Plastics are mixtures of things that cannot be separated. The only use is burning for energy.

Penn and Teller had a great Bull–it! episode (Showtime) on recycling and the fallacies around it, basically outlining everything Stossel is talking about. Back in 2004. ohnly took 15 years for others to start catching up.

Green through shared responsibility, through obfuscation, through indoctrination. Green by perception, ironically naive by nature.

    n.n in reply to n.n. | March 20, 2019 at 12:03 pm

    That said, what can we do individually and collectively for conservation? Removing the first-order forcings of developmental misalignment is a good first, baby step.

I second pwaldoch: Find the full episode of Penn & Teller’s “Bull$$$$!” episode on recycling. Definitely worth a watch.

buckeyeminuteman | March 20, 2019 at 2:03 pm

I hate the thought of throwing plastic away. It sits in a landfill or blows around Mother Nature for years and years. I don’t buy bottled water unless on a trip or vacation for convenience and then make sure I get them into a recycle bin or reuse them numerous times. I guess there’s a cost to everything though. If recycling becomes too expensive, I guess minimize using as much plastic as you can (which is getting harder and harder to do).

Honolulu has had for decades a facility that separates metal and glass out of waste and burns the rest for energy. Interestingly enough, the facility was not put in place initially as a recycling effort, but as an energy plant.
There is still a strong aluminum market, however the manner of the current urban recycling methods makes recovery more difficult, not less. Previously aluminum cans and objects were collected and taken to the Reynold’s aluminum recycling planr where it was weighed and a check or cash generated. At about a penny a can, you never saw one lying about for long as it was ready money for the elderly and poor.
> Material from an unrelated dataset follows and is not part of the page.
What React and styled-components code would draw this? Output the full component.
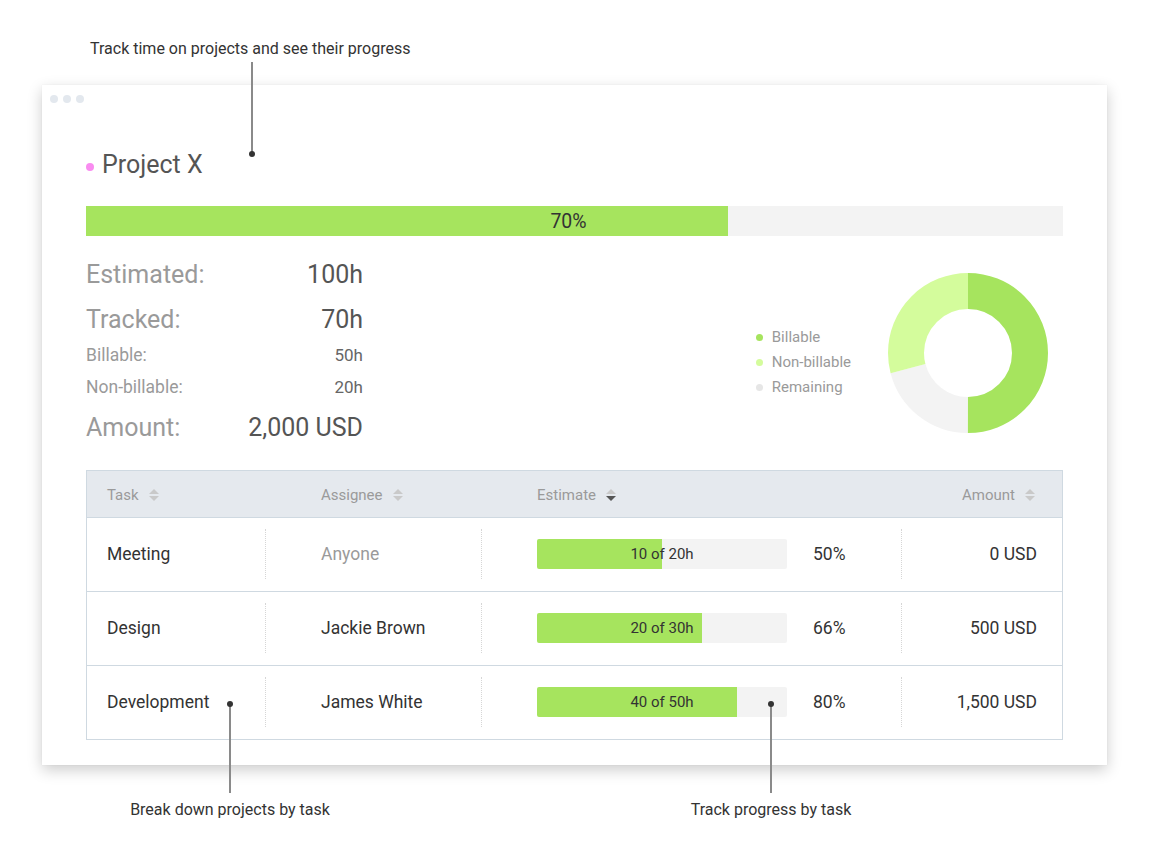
import styled, { createGlobalStyle } from 'styled-components'

const GREEN = '#a6e45e'
const LIGHT_GREEN = '#d4fc9c'
const TRACK = '#f3f3f3'
const LINE = '#cfd9e1'

const GlobalStyle = createGlobalStyle`
  body {
    margin: 0;
    background: #fff;
    font-family: Roboto, 'Liberation Sans', Arial, sans-serif;
    color: #333;
  }
`

const tasks = [
  { name: 'Meeting', assignee: 'Anyone', muted: true, done: 10, total: 20, pct: 50, amount: '0 USD' },
  { name: 'Design', assignee: 'Jackie Brown', done: 20, total: 30, pct: 66, amount: '500 USD' },
  { name: 'Development', assignee: 'James White', done: 40, total: 50, pct: 80, amount: '1,500 USD' },
]

const SortIcon = ({ active }) => (
  <svg width='12' height='14' viewBox='0 0 12 14'>
    <polygon points='6,1 11,6 1,6' fill='#c9c9c9' />
    <polygon points='1,8 11,8 6,13' fill={active ? '#555' : '#c9c9c9'} />
  </svg>
)

const Donut = () => {
  const r = 62
  const c = 2 * Math.PI * r
  const parts = [
    { from: 0, to: 0.5, color: GREEN },
    { from: 0.5, to: 0.708, color: TRACK },
    { from: 0.708, to: 1, color: LIGHT_GREEN },
  ]
  return (
    <svg width='160' height='160' viewBox='0 0 160 160'>
      <g transform='rotate(-90 80 80)'>
        {parts.map((p) => (
          <circle
            key={p.color}
            cx='80'
            cy='80'
            r={r}
            fill='none'
            stroke={p.color}
            strokeWidth='36'
            strokeDasharray={`${(p.to - p.from) * c} ${c}`}
            strokeDashoffset={-p.from * c}
          />
        ))}
      </g>
    </svg>
  )
}

const App = () => (
  <Page>
    <GlobalStyle />
    <TopNote>Track time on projects and see their progress</TopNote>

    <Card>
      <WindowDots>
        <Dot />
        <Dot />
        <Dot />
      </WindowDots>

      <Title>
        <TitleDot />
        Project X
      </Title>

      <MainBar $pct={65.7}>70%</MainBar>

      <Summary>
        <Stats>
          <StatRow $big>
            <StatLabel $big>Estimated:</StatLabel>
            <StatValue $big>100h</StatValue>
          </StatRow>
          <StatRow $mt={11} $big>
            <StatLabel $big>Tracked:</StatLabel>
            <StatValue $big>70h</StatValue>
          </StatRow>
          <StatRow $mt={7}>
            <StatLabel>Billable:</StatLabel>
            <StatValue>50h</StatValue>
          </StatRow>
          <StatRow $mt={10}>
            <StatLabel>Non-billable:</StatLabel>
            <StatValue>20h</StatValue>
          </StatRow>
          <StatRow $mt={13} $big>
            <StatLabel $big>Amount:</StatLabel>
            <StatValue $big>2,000 USD</StatValue>
          </StatRow>
        </Stats>

        <ChartArea>
          <Legend>
            <LegendItem $color={GREEN}>Billable</LegendItem>
            <LegendItem $color={LIGHT_GREEN}>Non-billable</LegendItem>
            <LegendItem $color='#e6e6e6'>Remaining</LegendItem>
          </Legend>
          <Donut />
        </ChartArea>
      </Summary>

      <Table>
        <HeaderRow>
          <HeadCell>
            Task <SortIcon />
          </HeadCell>
          <HeadCell $pad={55}>
            Assignee <SortIcon />
          </HeadCell>
          <HeadCell $pad={55}>
            Estimate <SortIcon active />
          </HeadCell>
          <HeadCell $right>
            Amount <SortIcon />
          </HeadCell>
        </HeaderRow>
        {tasks.map((t) => (
          <Row key={t.name}>
            <Cell>
              <CellInner $first>{t.name}</CellInner>
            </Cell>
            <Cell>
              <CellInner $pad={55} $muted={t.muted}>{t.assignee}</CellInner>
            </Cell>
            <Cell>
              <CellInner $pad={55}>
                <TaskBar $pct={t.pct}>
                  {t.done} of {t.total}h
                </TaskBar>
                <Percent>{t.pct}%</Percent>
              </CellInner>
            </Cell>
            <Cell>
              <CellInner $right>{t.amount}</CellInner>
            </Cell>
          </Row>
        ))}
      </Table>
    </Card>

    <BottomNotes>
      <Note>Break down projects by task</Note>
      <Note>Track progress by task</Note>
    </BottomNotes>

    <Callout $x={252} $top={62} $height={92} $dot='bottom' />
    <Callout $x={230} $top={704} $height={89} $dot='top' />
    <Callout $x={771} $top={704} $height={89} $dot='top' />
  </Page>
)

const Page = styled.div`
  position: relative;
  width: 1150px;
  height: 862px;
  padding-top: 39px;
  box-sizing: border-box;
`

const TopNote = styled.div`
  margin-left: 90px;
  font-size: 16px;
  line-height: 20px;
  color: #333;
`

const Card = styled.div`
  margin: 26px 0 0 42px;
  width: 1065px;
  height: 680px;
  box-sizing: border-box;
  padding: 0 44px 25px;
  background: #fff;
  box-shadow: 0 5px 14px rgba(0, 0, 0, 0.2), 0 0 1px rgba(0, 0, 0, 0.08);
  display: flex;
  flex-direction: column;
`

const WindowDots = styled.div`
  display: flex;
  gap: 5px;
  padding-top: 10px;
  margin-left: -36px;
`

const Dot = styled.span`
  width: 8px;
  height: 8px;
  border-radius: 50%;
  background: #e3e8ee;
`

const Title = styled.h1`
  margin: 47px 0 0;
  display: flex;
  align-items: center;
  gap: 8px;
  font-size: 25px;
  line-height: 30px;
  font-weight: 400;
  color: #555;
`

const TitleDot = styled.span`
  width: 8px;
  height: 8px;
  border-radius: 50%;
  background: #f98cf0;
  margin-top: 4px;
`

const MainBar = styled.div`
  margin-top: 26px;
  height: 30px;
  display: flex;
  align-items: center;
  justify-content: center;
  padding-right: 12px;
  font-size: 19.5px;
  color: #333;
  background: linear-gradient(to right, ${GREEN} ${({ $pct }) => $pct}%, ${TRACK} ${({ $pct }) => $pct}%);
`

const Summary = styled.div`
  display: flex;
  justify-content: space-between;
  align-items: center;
  padding-top: 22px;
`

const Stats = styled.div`
  width: 277px;
  display: flex;
  flex-direction: column;
`

const StatRow = styled.div`
  margin-top: ${({ $mt }) => $mt || 0}px;
  display: flex;
  justify-content: space-between;
  line-height: ${({ $big }) => ($big ? 34 : 22)}px;
`

const StatLabel = styled.span`
  font-size: ${({ $big }) => ($big ? 25 : 17.5)}px;
  color: #9a9a9a;
`

const StatValue = styled.span`
  font-size: ${({ $big }) => ($big ? 25 : 17)}px;
  color: ${({ $big }) => ($big ? '#555' : '#666')};
`

const ChartArea = styled.div`
  display: flex;
  align-items: center;
  gap: 37px;
  margin: 3px 15px 0 0;
`

const Legend = styled.ul`
  list-style: none;
  margin: 18px 0 0;
  padding: 0;
  display: flex;
  flex-direction: column;
  gap: 5px;
`

const LegendItem = styled.li`
  display: flex;
  align-items: center;
  gap: 9px;
  font-size: 15px;
  line-height: 20px;
  color: #9a9a9a;

  &::before {
    content: '';
    width: 7px;
    height: 7px;
    border-radius: 50%;
    background: ${({ $color }) => $color};
  }
`

const Table = styled.div`
  margin-top: auto;
  border: 1px solid ${LINE};
`

const columns = '178px 216px 420px 1fr'

const HeaderRow = styled.div`
  display: grid;
  grid-template-columns: ${columns};
  height: 47px;
  padding-top: 2px;
  box-sizing: border-box;
  background: #e5e9ee;
  border-bottom: 1px solid ${LINE};
`

const HeadCell = styled.div`
  display: flex;
  align-items: center;
  justify-content: ${({ $right }) => ($right ? 'flex-end' : 'flex-start')};
  gap: 9px;
  padding-left: ${({ $pad }) => ($pad ? $pad + 1 : 20)}px;
  padding-right: ${({ $right }) => ($right ? 26 : 0)}px;
  font-size: 15px;
  color: #9a9a9a;
`

const Row = styled.div`
  display: grid;
  grid-template-columns: ${columns};
  height: 73px;

  & + & {
    border-top: 1px solid ${LINE};
  }
`

const Cell = styled.div`
  padding: 11px 0 12px;
  display: flex;
`

const CellInner = styled.div`
  flex: 1;
  display: flex;
  align-items: center;
  justify-content: ${({ $right }) => ($right ? 'flex-end' : 'flex-start')};
  padding-left: ${({ $first, $pad }) => ($first ? 20 : $pad || 0)}px;
  padding-right: ${({ $right }) => ($right ? 25 : 0)}px;
  border-left: ${({ $first }) => ($first ? 'none' : '1px dotted #d6d6d6')};
  font-size: 17.5px;
  color: ${({ $muted }) => ($muted ? '#9a9a9a' : '#333')};
`

const TaskBar = styled.div`
  width: 250px;
  height: 30px;
  border-radius: 2px;
  display: flex;
  align-items: center;
  justify-content: center;
  font-size: 15px;
  color: #333;
  background: linear-gradient(to right, ${GREEN} ${({ $pct }) => $pct}%, ${TRACK} ${({ $pct }) => $pct}%);
`

const Percent = styled.span`
  margin-left: 26px;
  font-size: 17.5px;
  color: #333;
`

const BottomNotes = styled.div`
  display: grid;
  grid-template-columns: 460px 622px;
  margin-top: 35px;
`

const Note = styled.div`
  text-align: center;
  font-size: 16px;
  line-height: 20px;
  color: #333;
`

const Callout = styled.div`
  position: absolute;
  left: ${({ $x }) => $x - 1}px;
  top: ${({ $top }) => $top}px;
  width: 1.5px;
  height: ${({ $height }) => $height}px;
  background: #8a8a8a;

  &::after {
    content: '';
    position: absolute;
    left: -2.5px;
    ${({ $dot }) => ($dot === 'top' ? 'top: -3px;' : 'bottom: -3px;')}
    width: 6px;
    height: 6px;
    border-radius: 50%;
    background: #333;
  }
`

export default App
    Jimbino in reply to puhiawa. | March 20, 2019 at 2:50 pm

    I’m old enough to remember when the elderly would save up all their “pop” bottles and call over neighborhood kids to return them for the two-cent deposit.

I use to take bottles and papers with my siblings for money. Load up the red wagon.
My brothers friends would try to step on the scale. I think we all did.

Kids…

Jeopardy question for $1,000:

“Name a liberal policy that has worked.”

Remember fellow African-Americans: the Republican Party freed the slaves. The democrat party was the party of the Ku Klux Klan.

The bombing of Japan with the Nuke

Thank you President Truman, otherwise up to 1,000,000 men, including my father, who served in Pattons Third in Europe and had orders that he would be joining the assault after Hitler was destroyed, would have likely been killed otherwise…
Horrible thing, but Japan knew ahead of time, refused to surrender, even amazingly after the first bomb

Politicians are both the world’s stupidest businessmen and its greatest grifters. They continually spend huge amounts of money on projects which are worthless to their constituents. At the same time, they are able to direct the funding for implementing these programs to friends, relatives and, in some cases, themselves. Whenever a politician backs a particular program, you can bet that it will produce negligible positive effects and cost constituents a bundle of money. The best public program is the one which has to be fixed or redone periodically, at ever increasing cost to the taxpayer.